= TASK TO COMPLETE =
Copy all of the material exactly. Pictures are not to appear in the copy.

□ □ □

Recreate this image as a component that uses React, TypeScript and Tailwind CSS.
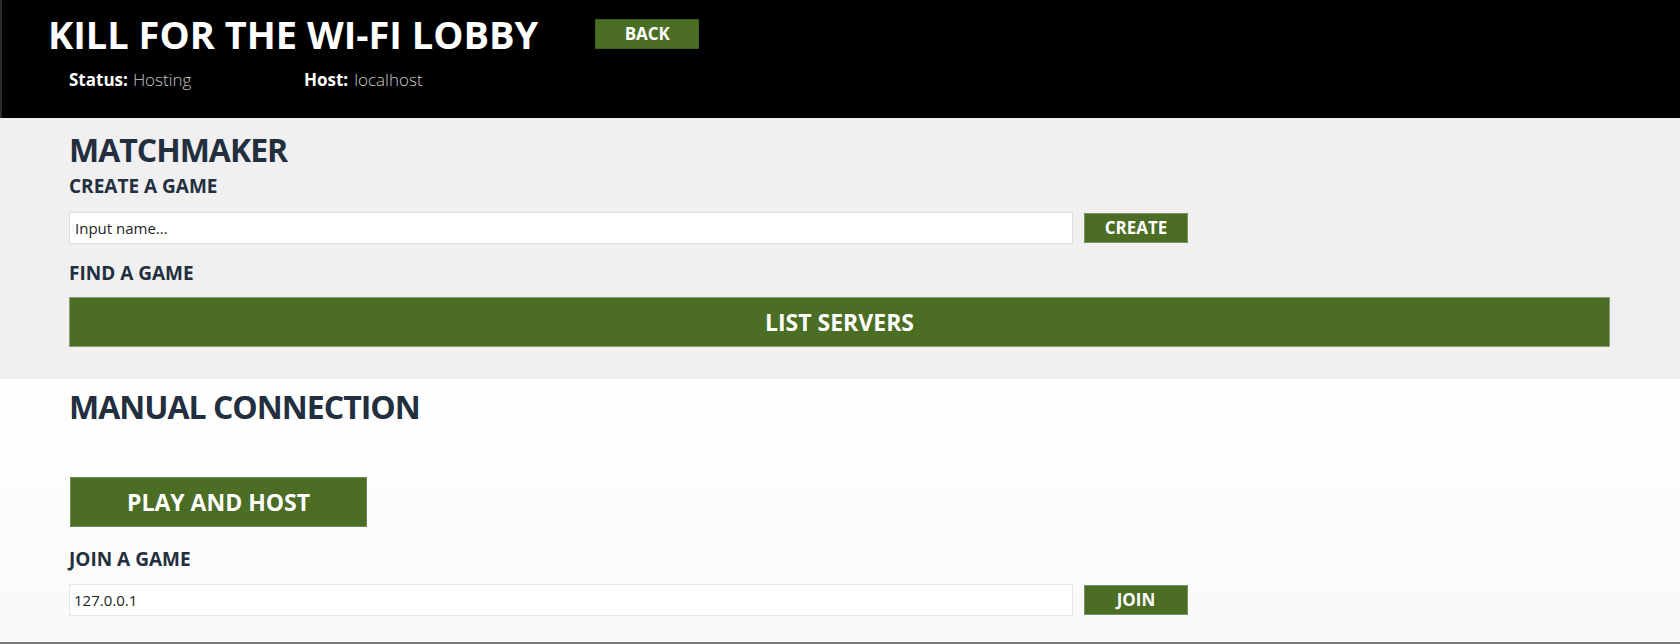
export default function App() {
  return (
    <div className="flex h-[644px] w-full flex-col overflow-hidden font-['Open_Sans',sans-serif]">
      {/* header */}
      <header className="h-[118px] shrink-0 border-l-2 border-[#2b2b2b] bg-black pl-[46px] pt-[15px]">
        <div className="flex items-start">
          <h1 className="text-[38px] font-bold leading-none text-white">KILL FOR THE WI-FI LOBBY</h1>
          <button className="ml-[57px] mt-[4px] h-[30px] w-[104px] border border-[#3f5c1f] bg-[#4b6d24] text-[17px] font-bold text-white">
            BACK
          </button>
        </div>
        <div className="mt-[18px] flex pl-[21px] text-[17px] leading-none">
          <div className="w-[235px]">
            <span className="font-bold text-white">Status:</span>
            <span className="ml-[5px] font-light text-[#c8c8c8]">Hosting</span>
          </div>
          <div>
            <span className="font-bold text-white">Host:</span>
            <span className="ml-[6px] font-light text-[#c8c8c8]">localhost</span>
          </div>
        </div>
      </header>

      {/* matchmaker */}
      <section className="h-[261px] shrink-0 bg-[#f0f0f0] pl-[69px] pr-[70px] pt-[16px] text-[#232f3e]">
        <h2 className="text-[32px] font-bold leading-none tracking-[-1px]">MATCHMAKER</h2>
        <h3 className="mt-[11px] text-[19px] font-bold leading-none">CREATE A GAME</h3>
        <div className="mt-[16px] flex items-center gap-[11px]">
          <input
            className="h-[32px] w-[1004px] border border-[#dedede] bg-white px-[5px] text-[15px] text-[#222] outline-none placeholder:text-[#222]"
            placeholder="Input name..."
          />
          <button className="h-[30px] w-[104px] border border-[#7c9266] bg-[#4b6d24] text-[17px] font-bold text-white">
            CREATE
          </button>
        </div>
        <h3 className="mt-[20px] text-[19px] font-bold leading-none">FIND A GAME</h3>
        <button className="mt-[14px] h-[50px] w-[1541px] border border-[#8a9d78] bg-[#4b6d24] text-[23px] font-bold text-white">
          LIST SERVERS
        </button>
      </section>

      {/* manual connection */}
      <section className="flex-1 bg-gradient-to-b from-white to-[#f9f9f9] pl-[69px] pt-[12px] text-[#232f3e]">
        <h2 className="text-[32px] font-bold leading-none tracking-[-1px]">MANUAL CONNECTION</h2>
        <button className="ml-[1px] mt-[54px] h-[50px] w-[297px] border border-[#6f8a55] bg-[#4b6d24] text-[23px] font-bold text-white">
          PLAY AND HOST
        </button>
        <h3 className="mt-[23px] text-[19px] font-bold leading-none">JOIN A GAME</h3>
        <div className="mt-[15px] flex items-center gap-[11px]">
          <input
            className="h-[32px] w-[1004px] border border-[#e6e6e6] bg-white px-[4px] text-[15px] text-[#222] outline-none"
            defaultValue="127.0.0.1"
          />
          <button className="h-[30px] w-[104px] border border-[#7c9266] bg-[#4b6d24] text-[17px] font-bold text-white">
            JOIN
          </button>
        </div>
      </section>
      <div className="h-[2px] shrink-0 bg-[#7a7a7a]" />
    </div>
  )
}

□ □ □

= WRITTEN REPLY =
Recreate this image as a component that uses React, TypeScript and Tailwind CSS.
export default function App() {
  return (
    <div className="flex h-[644px] w-full flex-col overflow-hidden font-['Open_Sans',sans-serif]">
      {/* header */}
      <header className="h-[118px] shrink-0 border-l-2 border-[#2b2b2b] bg-black pl-[46px] pt-[15px]">
        <div className="flex items-start">
          <h1 className="text-[38px] font-bold leading-none text-white">KILL FOR THE WI-FI LOBBY</h1>
          <button className="ml-[57px] mt-[4px] h-[30px] w-[104px] border border-[#3f5c1f] bg-[#4b6d24] text-[17px] font-bold text-white">
            BACK
          </button>
        </div>
        <div className="mt-[18px] flex pl-[21px] text-[17px] leading-none">
          <div className="w-[235px]">
            <span className="font-bold text-white">Status:</span>
            <span className="ml-[5px] font-light text-[#c8c8c8]">Hosting</span>
          </div>
          <div>
            <span className="font-bold text-white">Host:</span>
            <span className="ml-[6px] font-light text-[#c8c8c8]">localhost</span>
          </div>
        </div>
      </header>

      {/* matchmaker */}
      <section className="h-[261px] shrink-0 bg-[#f0f0f0] pl-[69px] pr-[70px] pt-[16px] text-[#232f3e]">
        <h2 className="text-[32px] font-bold leading-none tracking-[-1px]">MATCHMAKER</h2>
        <h3 className="mt-[11px] text-[19px] font-bold leading-none">CREATE A GAME</h3>
        <div className="mt-[16px] flex items-center gap-[11px]">
          <input
            className="h-[32px] w-[1004px] border border-[#dedede] bg-white px-[5px] text-[15px] text-[#222] outline-none placeholder:text-[#222]"
            placeholder="Input name..."
          />
          <button className="h-[30px] w-[104px] border border-[#7c9266] bg-[#4b6d24] text-[17px] font-bold text-white">
            CREATE
          </button>
        </div>
        <h3 className="mt-[20px] text-[19px] font-bold leading-none">FIND A GAME</h3>
        <button className="mt-[14px] h-[50px] w-[1541px] border border-[#8a9d78] bg-[#4b6d24] text-[23px] font-bold text-white">
          LIST SERVERS
        </button>
      </section>

      {/* manual connection */}
      <section className="flex-1 bg-gradient-to-b from-white to-[#f9f9f9] pl-[69px] pt-[12px] text-[#232f3e]">
        <h2 className="text-[32px] font-bold leading-none tracking-[-1px]">MANUAL CONNECTION</h2>
        <button className="ml-[1px] mt-[54px] h-[50px] w-[297px] border border-[#6f8a55] bg-[#4b6d24] text-[23px] font-bold text-white">
          PLAY AND HOST
        </button>
        <h3 className="mt-[23px] text-[19px] font-bold leading-none">JOIN A GAME</h3>
        <div className="mt-[15px] flex items-center gap-[11px]">
          <input
            className="h-[32px] w-[1004px] border border-[#e6e6e6] bg-white px-[4px] text-[15px] text-[#222] outline-none"
            defaultValue="127.0.0.1"
          />
          <button className="h-[30px] w-[104px] border border-[#7c9266] bg-[#4b6d24] text-[17px] font-bold text-white">
            JOIN
          </button>
        </div>
      </section>
      <div className="h-[2px] shrink-0 bg-[#7a7a7a]" />
    </div>
  )
}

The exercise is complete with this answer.